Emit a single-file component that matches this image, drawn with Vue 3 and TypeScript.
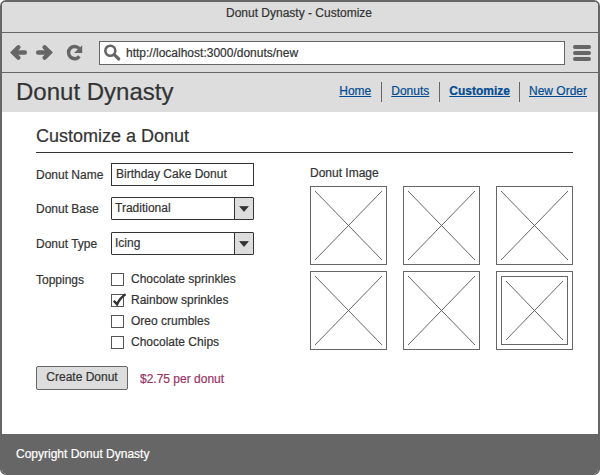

+---+

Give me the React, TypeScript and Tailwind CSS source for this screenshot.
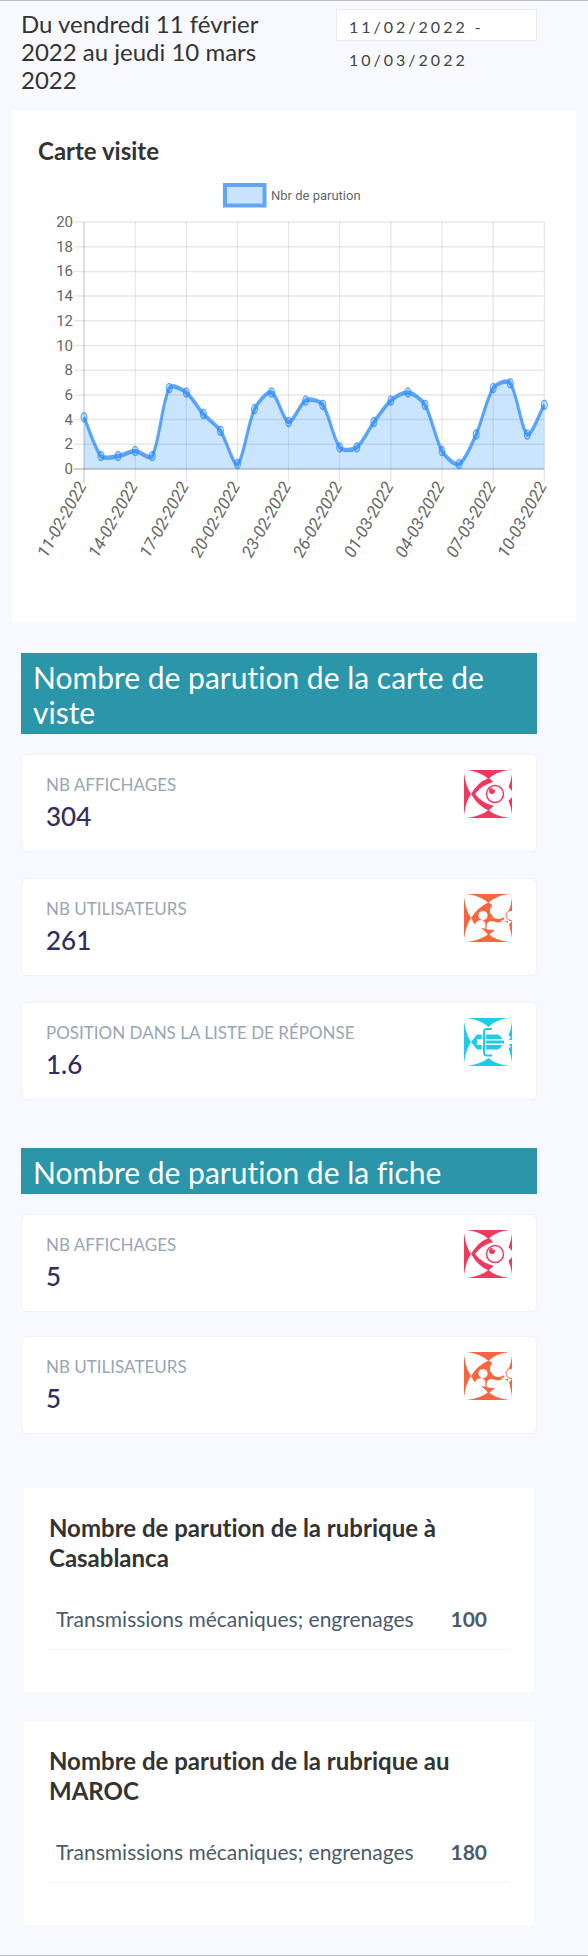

+---+

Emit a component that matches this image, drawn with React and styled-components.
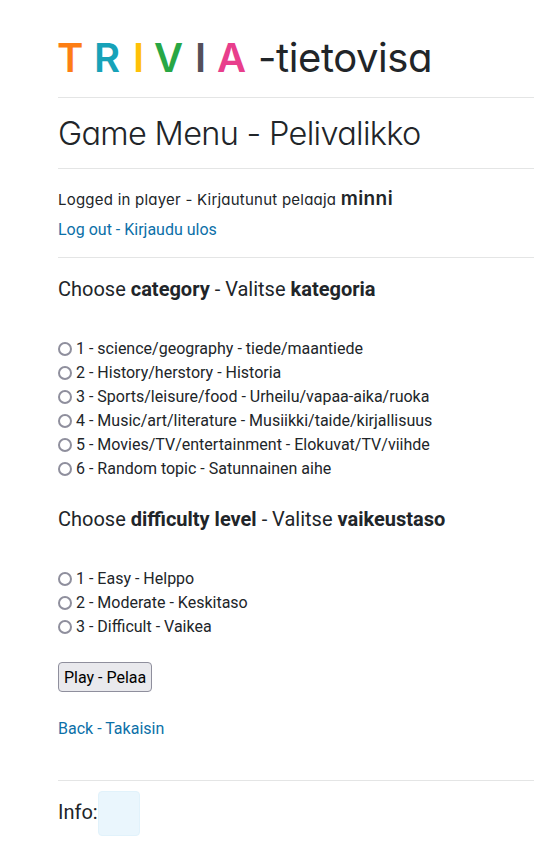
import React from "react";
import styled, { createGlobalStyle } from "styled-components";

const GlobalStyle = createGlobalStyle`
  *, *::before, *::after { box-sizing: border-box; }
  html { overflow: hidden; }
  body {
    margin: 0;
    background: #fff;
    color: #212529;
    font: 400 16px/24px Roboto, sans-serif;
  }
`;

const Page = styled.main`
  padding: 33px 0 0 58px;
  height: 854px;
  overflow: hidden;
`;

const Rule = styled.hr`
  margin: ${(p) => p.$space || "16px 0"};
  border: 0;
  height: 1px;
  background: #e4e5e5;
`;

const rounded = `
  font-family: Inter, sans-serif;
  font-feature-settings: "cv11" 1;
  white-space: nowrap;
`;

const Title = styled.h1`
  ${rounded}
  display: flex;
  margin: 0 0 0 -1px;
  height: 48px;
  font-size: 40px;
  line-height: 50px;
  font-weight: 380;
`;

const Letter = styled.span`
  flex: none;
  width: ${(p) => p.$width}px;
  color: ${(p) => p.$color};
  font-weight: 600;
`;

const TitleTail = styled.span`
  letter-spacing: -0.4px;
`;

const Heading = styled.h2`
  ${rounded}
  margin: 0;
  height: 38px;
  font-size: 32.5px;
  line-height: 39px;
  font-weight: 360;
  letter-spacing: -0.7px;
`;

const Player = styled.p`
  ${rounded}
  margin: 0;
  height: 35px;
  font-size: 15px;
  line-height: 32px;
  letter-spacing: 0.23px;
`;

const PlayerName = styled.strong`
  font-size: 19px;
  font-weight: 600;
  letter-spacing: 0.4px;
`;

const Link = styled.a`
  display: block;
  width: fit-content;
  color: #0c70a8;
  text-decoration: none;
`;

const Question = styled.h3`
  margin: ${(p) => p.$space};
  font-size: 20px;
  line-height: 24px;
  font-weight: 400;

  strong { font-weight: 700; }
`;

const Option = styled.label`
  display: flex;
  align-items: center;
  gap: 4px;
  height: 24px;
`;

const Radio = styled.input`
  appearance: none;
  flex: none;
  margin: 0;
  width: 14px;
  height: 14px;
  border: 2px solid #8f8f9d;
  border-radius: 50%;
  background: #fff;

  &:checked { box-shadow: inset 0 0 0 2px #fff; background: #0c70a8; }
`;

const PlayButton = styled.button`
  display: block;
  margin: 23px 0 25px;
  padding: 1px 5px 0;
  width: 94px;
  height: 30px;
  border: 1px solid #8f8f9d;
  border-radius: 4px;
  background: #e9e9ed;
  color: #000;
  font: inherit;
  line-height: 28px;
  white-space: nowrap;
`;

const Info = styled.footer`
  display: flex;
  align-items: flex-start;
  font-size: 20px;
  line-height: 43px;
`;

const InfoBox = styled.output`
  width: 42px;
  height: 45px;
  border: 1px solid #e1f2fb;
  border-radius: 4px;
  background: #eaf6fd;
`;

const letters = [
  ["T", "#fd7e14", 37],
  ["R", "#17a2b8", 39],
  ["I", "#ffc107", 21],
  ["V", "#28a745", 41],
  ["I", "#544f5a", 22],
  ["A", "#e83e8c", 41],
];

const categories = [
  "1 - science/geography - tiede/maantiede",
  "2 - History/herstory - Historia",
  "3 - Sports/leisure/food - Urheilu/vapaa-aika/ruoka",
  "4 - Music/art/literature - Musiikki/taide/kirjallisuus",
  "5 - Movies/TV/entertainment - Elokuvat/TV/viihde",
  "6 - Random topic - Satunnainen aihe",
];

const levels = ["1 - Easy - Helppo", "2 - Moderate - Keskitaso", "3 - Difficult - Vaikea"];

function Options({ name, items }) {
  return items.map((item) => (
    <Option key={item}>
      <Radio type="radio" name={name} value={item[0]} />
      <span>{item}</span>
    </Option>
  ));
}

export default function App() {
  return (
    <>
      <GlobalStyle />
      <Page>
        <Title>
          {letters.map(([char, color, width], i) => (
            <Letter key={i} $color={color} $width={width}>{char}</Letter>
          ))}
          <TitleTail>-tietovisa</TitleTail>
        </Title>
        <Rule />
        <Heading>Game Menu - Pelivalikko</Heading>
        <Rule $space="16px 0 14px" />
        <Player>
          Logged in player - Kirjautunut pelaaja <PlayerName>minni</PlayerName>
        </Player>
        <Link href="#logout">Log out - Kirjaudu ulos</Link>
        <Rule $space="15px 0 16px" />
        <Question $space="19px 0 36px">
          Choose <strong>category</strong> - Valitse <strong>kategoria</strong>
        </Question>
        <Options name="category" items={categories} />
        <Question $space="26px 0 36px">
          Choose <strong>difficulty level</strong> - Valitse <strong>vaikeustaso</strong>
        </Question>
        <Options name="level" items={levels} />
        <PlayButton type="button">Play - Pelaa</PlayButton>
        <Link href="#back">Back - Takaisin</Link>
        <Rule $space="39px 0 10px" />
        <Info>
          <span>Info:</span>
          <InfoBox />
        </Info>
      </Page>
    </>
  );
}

+---+

TASK STATEMENT> Collect every line with the string "drawn" from the records, and copy each.

ANSWER FOR THIS EXERCISE>
Emit a single-file component that matches this image, drawn with Vue 3 and TypeScript.
Emit a component that matches this image, drawn with React and styled-components.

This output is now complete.